Im Lauf der Geschichte mussten die Einwohner Weidenthals leider viel zu oft Kriege und die damit einhergehenden Notzeiten erleben. In den Wirren des 17. Jh. – vor allem während des 30jährigen Krieges 1618-1648 – wurde der Ort anscheinend mehrfach zerstört und die Dorfbewohner zu großen Teilen getötet oder vertrieben. So besagt eine Nachricht aus dem Jahre 1654, dass in Weidenthal nur noch ein Wirt gelebt habe, „dann sonst noch niemand da gewohnet“.
Auch der sogenannte „Pfälzische Erbfolgekrieg“, der 1689 die gesamte linksrheinische Pfalz verheerte, wird auch unser Dorf betroffen haben. Die mit Sicherheit damit einhergehende Zerstörung und Entvölkerung des Ortes hätte durchaus zu einer endgültigen Aufgabe Weidenthals führen können!
Allerdings erhielt die stark dezimierte Bevölkerung ab dem Ende des 17. bzw. in der ersten Hälfte des 18. Jahrhunderts einen hohen Zuwachs durch Neusiedler, hauptsächlich aus der Schweiz und aus Tirol.
Das Morgenbuch von 1705, der älteste erhaltene Urkataster von Weidenthal, informiert über eine Vielzahl verlassener Grundstücke und „wüster“ Äcker und Gärten sowie verfallener Häuser etc., was nochmals die Auswirkungen der katastrophalen Zustände des 17. Jahrhunderts auf unser kleines Walddorf deutlich beschreibt. Diese Areale wurden im weiteren Verlauf nach und nach wieder instandgesetzt bzw. erneut urbar gemacht.
Dieser Neubeginn der Besiedlung Weidenthals setzte den Anfangspunkt einer Ortsentwicklung, die bis heute noch andauert, auch wenn sie nie geradlinig verlaufen ist“.

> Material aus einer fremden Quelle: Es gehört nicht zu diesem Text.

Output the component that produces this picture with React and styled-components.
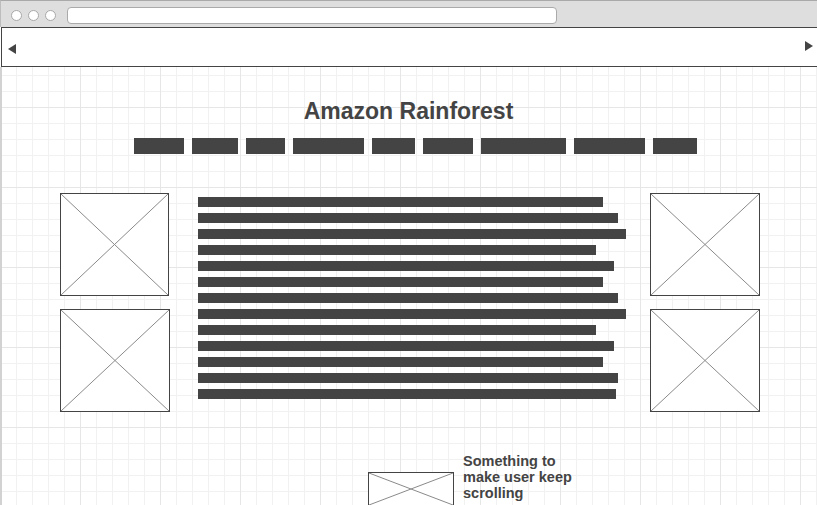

Musikalisch umrahmt wurde die Feierstunde vom Männerchor des Cäcilienvereins unter der Leitung von Lothar Bendel sowie vom Chor CHORlorado des Gesangvereins unter der Leitung von Peter Clemens.
Das Gemeindearchiv zeigte Kopien der historischen Dokumente.
Im Anschluss an die Feierstunde fanden die Gäste im Kirchgarten Gelegenheit zum Plaudern. Der Turnverein bot Getränke und Brötchen an.